There were a lot of good times with my fellow
reporters. Most of us were single (It's kind of tough to find someone when we
worked every night until 1 a.m.). And so we went to a local diner to solve all
the problems of the world, staying until about 3 a.m. One night, we spotted a
man wanted for murder and called the cops from the pay phone. Within minutes
there were at least 20 cops there. Our Photographer was hanging with us and he
got a photo that went national. We made the new guy go back to the newsroom and
write the story, but we also phoned it in to back up. It's the only time I've
ever seen six bylines.
Four years after that Victory Gardens story, I had
it with writing about the same things. I took an opening with a weekly
newspaper. I wanted to do more than just write. I wanted to learn layout,
editing and general newspaper management.

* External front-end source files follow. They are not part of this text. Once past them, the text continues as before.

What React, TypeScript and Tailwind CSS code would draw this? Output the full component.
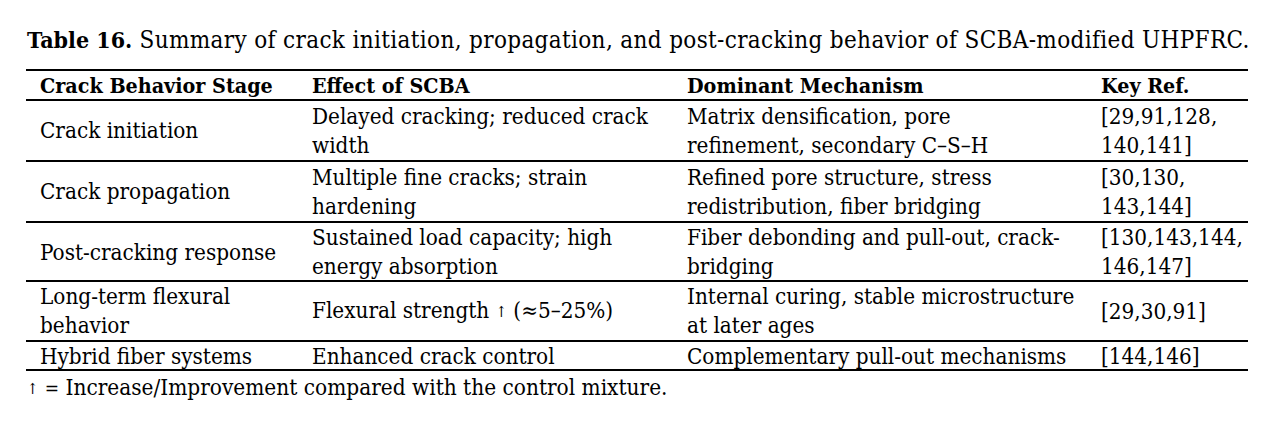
import React from "react";

type Cell = string[];
const rows: { c: Cell[]; h: string }[] = [
  { c: [["Crack initiation"], ["Delayed cracking; reduced crack", "width"], ["Matrix densification, pore", "refinement, secondary C–S–H"], ["[29,91,128,", "140,141]"]], h: "h-[61px]" },
  { c: [["Crack propagation"], ["Multiple fine cracks; strain", "hardening"], ["Refined pore structure, stress", "redistribution, fiber bridging"], ["[30,130,", "143,144]"]], h: "h-[61px]" },
  { c: [["Post-cracking response"], ["Sustained load capacity; high", "energy absorption"], ["Fiber debonding and pull-out, crack-", "bridging"], ["[130,143,144,", "146,147]"]], h: "h-[59px]" },
  { c: [["Long-term flexural", "behavior"], ["FLEX"], ["Internal curing, stable microstructure", "at later ages"], ["[29,30,91]"]], h: "h-[60px]" },
  { c: [["Hybrid fiber systems"], ["Enhanced crack control"], ["Complementary pull-out mechanisms"], ["[144,146]"]], h: "h-[29px]" },
];

const cols = "grid grid-cols-[272px_375px_414px_161px]";

function Arrow() {
  return <span className="text-[15px] align-[1px]">↑</span>;
}

export default function App() {
  return (
    <div
      className="w-[1275px] h-[428px] bg-white text-black"
      style={{ fontFamily: '"DejaVu Serif Condensed", "DejaVu Serif", serif', fontStretch: "condensed" }}
    >
      <div className="pt-[26px] pl-[27px] text-[24px] leading-[28px] whitespace-nowrap">
        <span className="font-bold text-[23px]">Table 16.</span>
        <span className="tracking-[0.35px]"> Summary of crack initiation, propagation, and post-cracking behavior of SCBA-modified UHPFRC.</span>
      </div>
      <div className="ml-[26px] mt-[15px] w-[1222px] border-t-2 border-black text-[22.3px] leading-[29px]">
        <div className={`${cols} h-[30px] border-b-2 border-black font-bold items-center text-[21.3px]`}>
          <div className="pl-[14px]">Crack Behavior Stage</div>
          <div className="pl-[14px]">Effect of SCBA</div>
          <div className="pl-[14px]">Dominant Mechanism</div>
          <div className="pl-[14px]">Key Ref.</div>
        </div>
        {rows.map((r, i) => (
          <div key={i} className={`${cols} ${r.h} border-b-2 border-black items-center`}>
            {r.c.map((lines, j) => (
              <div key={j} className="pl-[14px] whitespace-nowrap">
                {lines.map((t, k) => (
                  <div key={k}>
                    {t === "FLEX" ? (
                      <>
                        Flexural strength <Arrow /> (≈5–25%)
                      </>
                    ) : (
                      t
                    )}
                  </div>
                ))}
              </div>
            ))}
          </div>
        ))}
      </div>
      <div className="pl-[27px] pt-[2px] text-[22.4px] leading-[29px] whitespace-nowrap">
        <Arrow /> <span className="text-[19px]">=</span> Increase/Improvement compared with the control mixture.
      </div>
    </div>
  );
}
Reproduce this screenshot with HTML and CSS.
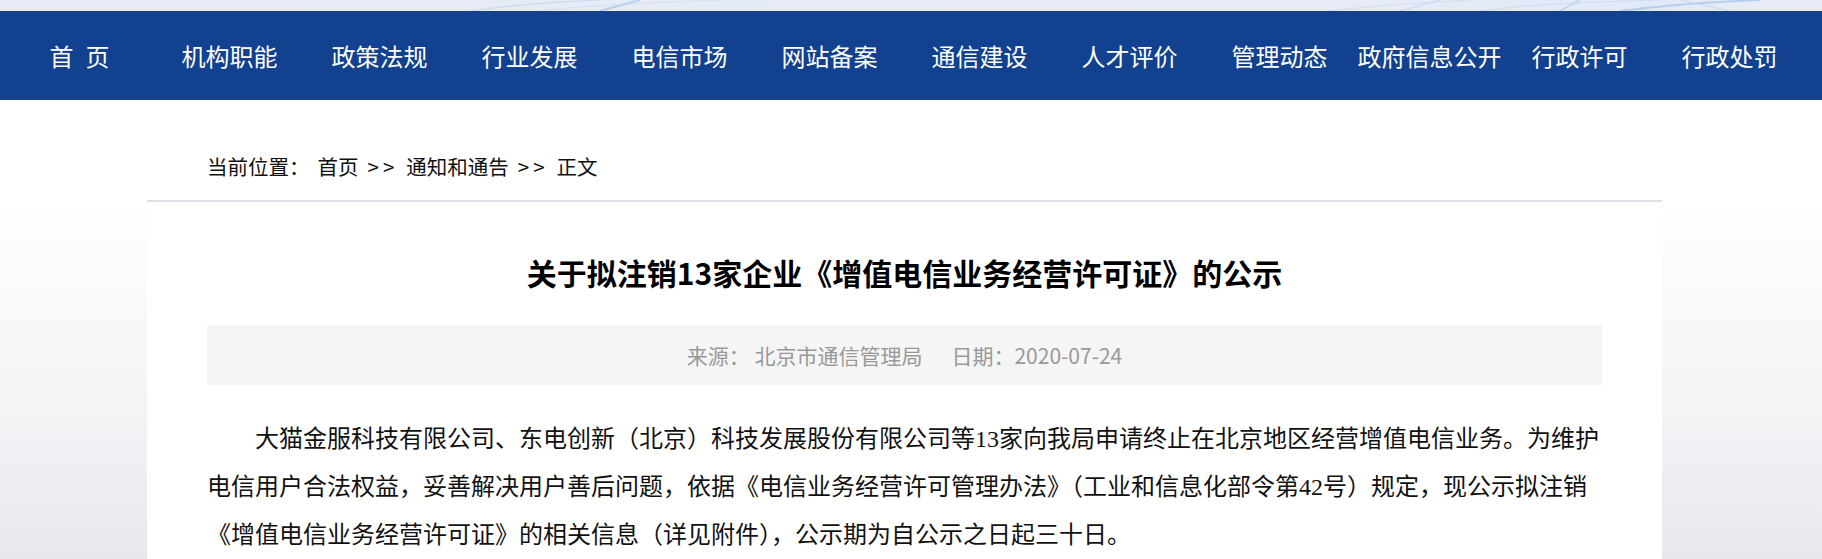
FILE: index.html
```html
<!DOCTYPE html>
<html lang="zh-CN">
<head>
<meta charset="utf-8">
<title>关于拟注销13家企业《增值电信业务经营许可证》的公示</title>
<link rel="stylesheet" href="styles.css">
</head>
<body>
<header class="header">
  <div class="banner">
    <svg class="banner-art" width="1822" height="11" viewBox="0 0 1822 11" preserveAspectRatio="none">
      <path d="M470 11 C520 4 560 2 600 0" stroke="#c9d9f2" stroke-width="1.2" fill="none"/>
      <path d="M540 11 C580 6 640 3 720 0" stroke="#d3e0f4" stroke-width="1" fill="none"/>
      <path d="M600 11 L640 0" stroke="#b9cff0" stroke-width="2" fill="none"/>
      <path d="M1330 11 C1380 5 1420 3 1470 0" stroke="#d0def4" stroke-width="1" fill="none"/>
      <path d="M1400 11 L1440 0" stroke="#c6d8f2" stroke-width="1.2" fill="none"/>
      <path d="M1480 11 C1530 4 1590 2 1660 0" stroke="#cfddf3" stroke-width="1" fill="none"/>
      <path d="M1560 11 L1580 0" stroke="#bfd3f1" stroke-width="1.5" fill="none"/>
      <path d="M1620 11 C1660 6 1700 2 1760 0" stroke="#b7cdef" stroke-width="2" fill="none"/>
      <path d="M1680 0 L1730 11" stroke="#c9daf3" stroke-width="1" fill="none"/>
    </svg>
  </div>
  <nav class="nav">
    <ul class="nav-list">
      <li class="nav-item">首&ensp;页</li>
      <li class="nav-item">机构职能</li>
      <li class="nav-item">政策法规</li>
      <li class="nav-item">行业发展</li>
      <li class="nav-item">电信市场</li>
      <li class="nav-item">网站备案</li>
      <li class="nav-item">通信建设</li>
      <li class="nav-item">人才评价</li>
      <li class="nav-item">管理动态</li>
      <li class="nav-item">政府信息公开</li>
      <li class="nav-item">行政许可</li>
      <li class="nav-item">行政处罚</li>
    </ul>
  </nav>
</header>

<div class="crumb-row">
  <div class="container crumb">
    <span class="crumb-label">当前位置：</span><span>首页</span><span class="sep">&gt;&gt;</span><span>通知和通告</span><span class="sep">&gt;&gt;</span><span>正文</span>
  </div>
</div>

<main class="main">
  <article class="container card">
    <h1 class="title">关于拟注销13家企业《增值电信业务经营许可证》的公示</h1>
    <div class="meta"><span>来源： 北京市通信管理局</span><span class="meta-date">日期：2020-07-24</span></div>
    <p class="body-text">大猫金服科技有限公司、东电创新（北京）科技发展股份有限公司等13家向我局申请终止在北京地区经营增值电信业务。为维护电信用户合法权益，妥善解决用户善后问题，依据《电信业务经营许可管理办法》（工业和信息化部令第42号）规定，现公示拟注销《增值电信业务经营许可证》的相关信息（详见附件），公示期为自公示之日起三十日。</p>
  </article>
</main>
</body>
</html>
```

FILE: styles.css
```css
* { box-sizing: border-box; }

body {
  margin: 0;
  background: #ffffff;
  font-family: "Noto Sans CJK SC", "Noto Sans", sans-serif;
  color: #000;
}

.banner {
  height: 11px;
  background: linear-gradient(90deg, #e9ecf6 0%, #e7ebf6 30%, #e4eaf7 40%, #e9ecf6 55%, #e6ebf6 75%, #e2e9f7 90%, #e9ecf6 100%);
  overflow: hidden;
}

.banner-art { display: block; }

.nav {
  height: 89px;
  background: #11418f;
}

.nav-list {
  display: flex;
  margin: 0;
  padding: 0 0 0 4.5px;
  list-style: none;
}

.nav-item {
  width: 150px;
  flex: 0 0 150px;
  text-align: center;
  line-height: 89px;
  font-size: 24px;
  color: #ffffff;
  white-space: nowrap;
}

.container {
  width: 1515px;
  margin-left: 147px;
}

.crumb-row {
  height: 100px;
  background: #ffffff;
}

.crumb {
  padding: 48px 60px 0;
  font-size: 20.5px;
  line-height: 37px;
  color: #111;
  white-space: nowrap;
}

.crumb-label { margin-right: 8px; }

.sep {
  margin: 0 8px 0 9px;
  letter-spacing: 4px;
}

.main {
  background-color: #e7e8ec;
  background-image: linear-gradient(180deg, #ffffff 0%, #f8f9fa 30%, #f2f3f5 60%, #e7e8ec 100%);
  background-size: 100% 360px;
  background-repeat: no-repeat;
  padding-bottom: 40px;
}

.card {
  background: #ffffff;
  border-top: 2px solid #dde1e6;
  padding: 48px 60px 40px;
}

.title {
  margin: 0;
  font-size: 30px;
  line-height: 45px;
  font-weight: 700;
  text-align: center;
  color: #000;
}

.meta {
  margin-top: 30px;
  height: 60px;
  background: #f5f5f5;
  text-align: center;
  font-size: 21px;
  line-height: 60px;
  color: #999;
  white-space: nowrap;
}

.meta-date { margin-left: 29px; }

.body-text {
  margin: 30px 0 0;
  font-family: "Liberation Serif", "Noto Sans CJK SC", serif;
  font-size: 24px;
  line-height: 48px;
  text-indent: 2em;
  color: #111;
}
```
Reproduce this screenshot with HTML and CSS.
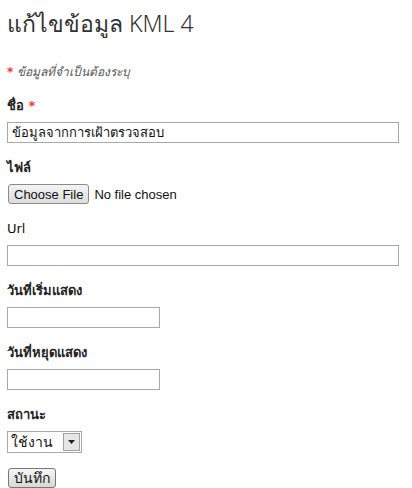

Those days we had type set and pasted
up our weekly 20 pages. In addition to doing some reporting, I wrote a weekly
column and one about off-road motorcycles won a New Jersey Press Association
award,
It was a great run, but Journalism never paid
enough to support a family. I hated to stop it, but a pregnant wife forced me
to take a job pushing photographic products as a technical writer. After a
couple of years, I had a reputation and was offered a job editing a trade
magazine for professional photographers. After that, five years working for
Canon USA’s ad agency writing technical materials, press releases, price lists,
and more.
The career went on. I wrote stuff for the inventor
of the MRI scanner, countless articles for business trade magazines and more
until I developed carpal tunnel syndrome after an auto accident. And so I had a
second career as a school teacher, making kids write about history.
These days, I don’t write for anyone but myself. I
don’t care who reads it. I’m retired. But I still have a passion for it. I’ve
travelled cross country four times and have gone up and down the Atlantic and
Pacific coasts. I’ve been in 112 degree heat in the Badlands, and under four
feet of blizzard in the same place.
So kid, if you want to be a writer. Just write.